Listen to BBC Radio 4 – The Philosopher’s Arms, Series 2, Theseus’ Ship – http://www.bbc.co.uk/programmes/b01lhgw8
How much of this is new? The pagan Greeks lavished many a story on the horrors of the Underworld, the punishments of the guilty in Tartarus. I believe we have much more about Tartarus than we have about Sheol (due to the conflicts in Jewish thinking about what happens after death).
We shouldn’t for one minute deceive ourselves that paradise and damnation were inventions of Christianity. They would be powerful and well-established ideas in world culture if Jesus had never been born.
Yes, one of the questions is always: Where did this idea come from?

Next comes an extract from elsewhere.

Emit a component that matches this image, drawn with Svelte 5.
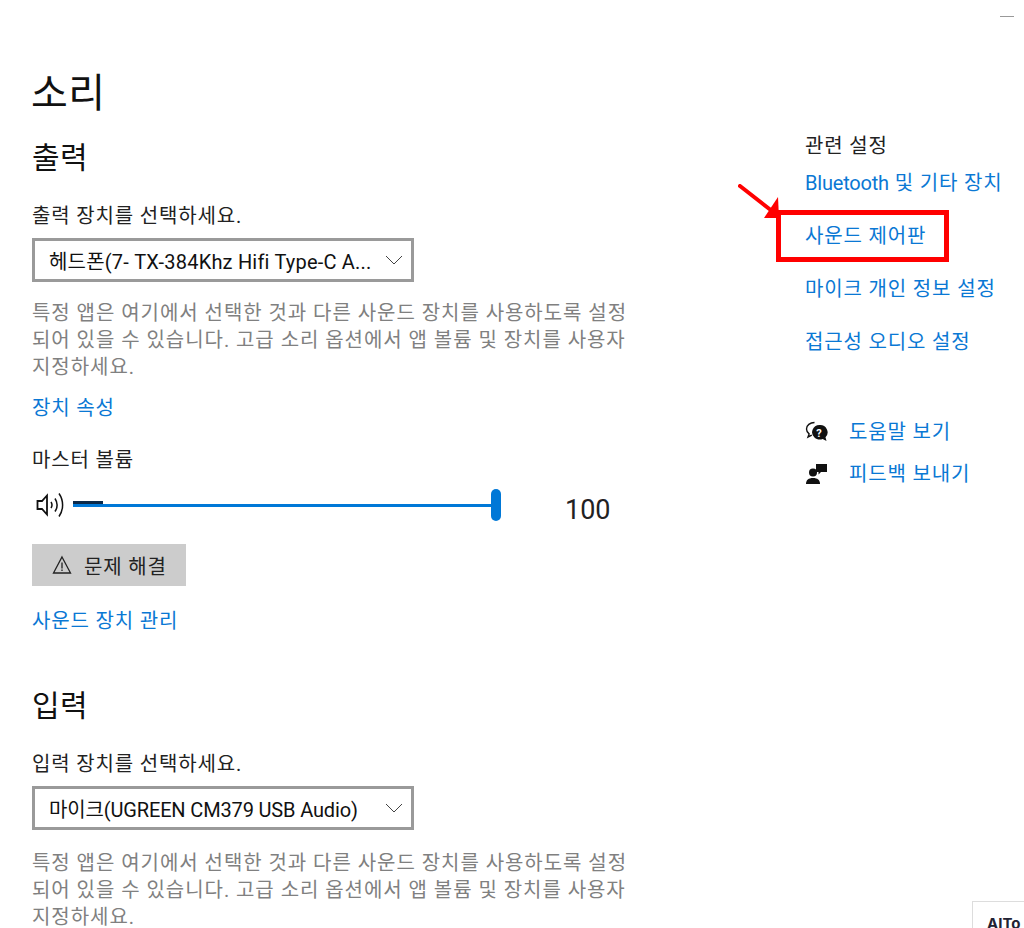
<script>
  const noteLines = [
    "특정 앱은 여기에서 선택한 것과 다른 사운드 장치를 사용하도록 설정",
    "되어 있을 수 있습니다. 고급 소리 옵션에서 앱 볼륨 및 장치를 사용자",
    "지정하세요."
  ];
  const related = ["사운드 제어판", "마이크 개인 정보 설정", "접근성 오디오 설정"];
</script>

<div class="page">
  <div class="titlebar"><span class="minimize"></span></div>

  <div class="columns">
    <main class="main">
      <h1>소리</h1>

      <h2 class="output-head">출력</h2>
      <p class="label">출력 장치를 선택하세요.</p>
      <div class="select">
        <span>헤드폰(7- TX-384Khz Hifi Type-C A...</span>
        <svg width="18" height="10" viewBox="0 0 18 10"><path d="M1 1l8 8 8-8" fill="none" stroke="#444" stroke-width="1" /></svg>
      </div>
      <p class="note">
        {#each noteLines as line}<span>{line}</span>{/each}
      </p>
      <a class="link props">장치 속성</a>

      <p class="label volume-label">마스터 볼륨</p>
      <div class="volume">
        <svg class="speaker" width="30" height="28" viewBox="0 0 30 28">
          <path d="M1.500 10h4.500L11 4.500v19L6 18H1.500z" fill="none" stroke="#111" stroke-width="1.800" />
          <path d="M15 11c1.200 1.800 1.200 4.200 0 6M19 7.500c2.600 4 2.600 9 0 13M23 2.500c4.800 7 4.800 16 0 23" fill="none" stroke="#111" stroke-width="1.500" />
        </svg>
        <div class="track">
          <span class="track-mark"></span>
          <span class="thumb"></span>
        </div>
        <span class="volume-value">100</span>
      </div>

      <button class="fix">
        <svg width="20" height="20" viewBox="0 0 20 20">
          <path d="M10 2L18.500 18H1.500z" fill="none" stroke="#222" stroke-width="1.300" />
          <path d="M10 7.500v6M10 14.500v1.500" fill="none" stroke="#222" stroke-width="1.300" />
        </svg>
        <span>문제 해결</span>
      </button>
      <a class="link manage">사운드 장치 관리</a>

      <h2 class="input-head">입력</h2>
      <p class="label">입력 장치를 선택하세요.</p>
      <div class="select input-select">
        <span>마이크(UGREEN CM379 USB Audio)</span>
        <svg width="18" height="10" viewBox="0 0 18 10"><path d="M1 1l8 8 8-8" fill="none" stroke="#444" stroke-width="1" /></svg>
      </div>
      <p class="note">
        {#each noteLines as line}<span>{line}</span>{/each}
      </p>
    </main>

    <aside class="side">
      <h3>관련 설정</h3>
      <ul class="related">
        <li><a class="link"><span class="latin">Bluetooth</span> 및 기타 장치</a></li>
        {#each related as item, i}
          <li class:highlight={i === 0}><a class="link">{item}</a></li>
        {/each}
      </ul>

      <div class="help">
        <div class="help-row">
          <svg width="24" height="22" viewBox="0 0 24 22">
            <path d="M9.500 1.500C5 1.500 1.500 4.300 1.500 8c0 2 1 3.700 2.600 4.900L3 16l3.800-1.900" fill="none" stroke="#111" stroke-width="1.400" />
            <path d="M14.500 4a7.500 7.300 0 0 0-4.800 12.800c2 1.900 5.500 2.300 8 1.100l3.800 2.100-1-3.700a7.500 7.300 0 0 0-6-12.300z" fill="#111" />
            <text class="help-q" x="14.500" y="15.500" text-anchor="middle">?</text>
          </svg>
          <a class="link">도움말 보기</a>
        </div>
        <div class="help-row">
          <svg width="24" height="22" viewBox="0 0 24 22">
            <circle cx="8" cy="9.500" r="4" fill="#111" />
            <path d="M1 21c0-4 2.500-6 7-6s7 2 7 6z" fill="#111" />
            <path d="M11 1h11v8h-6l-2.500 2.500V9H11z" fill="#111" />
          </svg>
          <a class="link">피드백 보내기</a>
        </div>
      </div>
    </aside>
  </div>

  <!-- annotation drawn over the screenshot -->
  <svg class="arrow" width="50" height="45" viewBox="0 0 50 45">
    <path d="M2 2L34 27" stroke="#f00" stroke-width="4" stroke-linecap="round" />
    <path d="M40 13L41 34H26z" fill="#f00" />
  </svg>
  <div class="badge">AITo</div>
</div>

<style>
  :global(body) {
    margin: 0;
    background: #fff;
  }

  .page {
    position: relative;
    width: 1024px;
    height: 928px;
    overflow: hidden;
    background: #fff;
    color: #1f1f1f;
    font-family: Roboto, "Noto Sans CJK KR", sans-serif;
    font-size: 20px;
    letter-spacing: 0.85px;
  }

  .titlebar {
    display: flex;
    justify-content: flex-end;
    height: 17px;
    padding-right: 10px;
    align-items: flex-end;
  }

  .minimize {
    width: 14px;
    height: 1px;
    background: #999;
  }

  .columns {
    display: flex;
  }

  .main {
    flex: none;
    width: 805px;
    padding-left: 32px;
    box-sizing: border-box;
  }

  h1 {
    margin: 0 0 0 -1px;
    padding-top: 51px;
    font-size: 40px;
    font-weight: 400;
    line-height: 52px;
    letter-spacing: 0.5px;
    color: #111;
  }

  h2 {
    margin: 0;
    font-size: 30px;
    font-weight: 400;
    line-height: 40px;
    letter-spacing: 0.5px;
    color: #111;
  }

  .output-head {
    margin-top: 18px;
  }

  .input-head {
    margin-top: 52px;
  }

  .label {
    margin: 0;
    font-size: 20px;
    line-height: 26px;
    color: #222;
  }

  .output-head + .label,
  .input-head + .label {
    margin-top: 25px;
  }

  .select {
    display: flex;
    align-items: center;
    justify-content: space-between;
    width: 382px;
    height: 44px;
    margin-top: 9px;
    padding: 0 8px 0 14px;
    box-sizing: border-box;
    border: 3px solid #9a9a9a;
    font-size: 20px;
    letter-spacing: 0.2px;
    color: #111;
    white-space: nowrap;
    overflow: hidden;
  }

  .input-select {
    letter-spacing: -0.15px;
  }

  .note {
    margin: 18px 0 0;
    font-size: 20px;
    line-height: 27px;
    letter-spacing: 0.95px;
    color: #808080;
  }

  .note span {
    display: block;
    white-space: nowrap;
  }

  .input-select + .note {
    margin-top: 20px;
  }

  .link {
    color: #0a78d4;
    font-size: 20px;
    line-height: 26px;
  }

  .latin {
    letter-spacing: -0.2px;
  }

  .props,
  .manage {
    display: block;
  }

  .props {
    margin-top: 14px;
  }

  .volume-label {
    margin-top: 26px;
  }

  .volume {
    display: flex;
    align-items: center;
    height: 44px;
    margin-top: 10px;
  }

  .speaker {
    flex: none;
    margin-left: 4px;
  }

  .track {
    position: relative;
    width: 424px;
    height: 3px;
    margin-left: 7px;
    background: #0078d7;
  }

  .track-mark {
    position: absolute;
    left: 0;
    top: -3px;
    width: 30px;
    height: 3px;
    background: #0b2a4a;
  }

  .thumb {
    position: absolute;
    right: -4px;
    top: -15px;
    width: 10px;
    height: 32px;
    border-radius: 5px;
    background: #0078d7;
  }

  .volume-value {
    margin-left: 68px;
    font-size: 27px;
    line-height: 44px;
    margin-top: 10px;
    letter-spacing: 0;
    color: #222;
  }

  .fix {
    display: flex;
    align-items: center;
    gap: 12px;
    width: 154px;
    height: 42px;
    margin-top: 17px;
    padding: 0 0 0 20px;
    border: 0;
    background: #cccccc;
    font: inherit;
    letter-spacing: inherit;
    white-space: nowrap;
    color: #222;
  }

  .manage {
    margin-top: 22px;
  }

  .side {
    padding-top: 116px;
  }

  h3 {
    margin: 0;
    font-size: 20px;
    font-weight: 400;
    line-height: 26px;
    color: #222;
  }

  .related {
    list-style: none;
    margin: 11px 0 0;
    padding: 0;
    display: flex;
    flex-direction: column;
    gap: 27px;
  }

  .related li {
    position: relative;
    white-space: nowrap;
  }

  .related li.highlight::before {
    content: "";
    position: absolute;
    left: -29px;
    top: -13px;
    width: 163px;
    height: 42px;
    border: 5px solid #f00;
  }

  .help {
    margin-top: 64px;
    display: flex;
    flex-direction: column;
    gap: 16px;
  }

  .help-row {
    display: flex;
    align-items: center;
    gap: 20px;
  }

  .help-q {
    fill: #fff;
    font-size: 11px;
    font-weight: 700;
    font-family: Roboto, sans-serif;
  }

  .arrow {
    position: absolute;
    left: 738px;
    top: 184px;
  }

  .badge {
    position: absolute;
    left: 972px;
    top: 901px;
    width: 60px;
    height: 40px;
    padding: 12px 0 0 14px;
    box-sizing: border-box;
    border: 1px solid #ddd;
    background: #fff;
    font-family: Inter, sans-serif;
    font-weight: 700;
    font-size: 15px;
    letter-spacing: 0;
    color: #223;
  }
</style>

Dr. Ehrman what I find fascinating is sin coupled with sex and the eucharist (presbyter who is punished severely for not fasting and for offering communion while in a state of fornication) and “who took the eucharist but then committed fornication (ch. 31)” So my question … when did Christianity begin to think of sex as sinful? Was it these words and connections? And also the introduction of FEAR rather Terror … Wow.
I suppose they *always* thought of some kinds of sex as sinful (e.g., adultery). Only later did some Christians begin to spurn sex of every kind. (Starts being attested esp. in the fourth century)
My belief is that the origins of “sex under any circumstance is bad” from the church came about this way. You have Jesus, who was apparently a virgin / unmarried etc, then you have people like Paul teaching that it was ideal/prefreable to be unmarried. The obvious reason why a person like Jesus, Paul was sex-less is that they thought the end was nigh. Having children is for the long-haul. The church obviously couldn’t think that since it would mean Jesus and Paul were incorrect in their beliefs about the world ending soon, so they discard that obvious explanation, and then think “they must have done it because ITS HOLY”, despite the fact that biblically speaking, purposefully abstaining from sex and reproduction is most certainly sinful and contrary to God’s plan. It’s similar to when people praise “pacifism” as a very holy and impressive thing (“wow, it’s impressive that Jesus, Ghandi, and MLK chose pacifism when they could have used their powers to violently overthrow their opponents), when in reality, these people were “pacifist” because they had no choice (they would have been squashed instantaneously if they were anything other than “pacifist”), but of course the church can’t see that Jesus was a “pacifist” because he had no other option, no, it must be because it is very holy to allow yourself to get steam rolled (which would also most certainly be a biblical sin, i.e. to allow some injustice to occur when you have the power and agency to prevent it or stop it). That’s my understanding on how chastity became a “good” thing in Christianity. It was a misunderstanding of why the few people that were virgins in the bible, were virgins.
Visions/physical appearance of Jesus after resurrection grow and embellished over time as books are written
Mark, Luke, Matthew, John, acts .
The stories are different as the authors try to make the resurrection more believable by adding details and claims which can’t be refuted as all the eyewitness have died long ago.
“There have been some vain individuals, who, with a presumption that betrays the grossest folly, have forged a Revelation of Paul…” Poor Augustine, his “audacity might be tolerable, had he said that” the only time forgery matters is when it’s not confirmed by the “orthodox church.” Rejected forgery is heretical, confirmed forgery is canonical!
Go Heels!
They had a great game on Friday. Now, tonight, the moment of truth!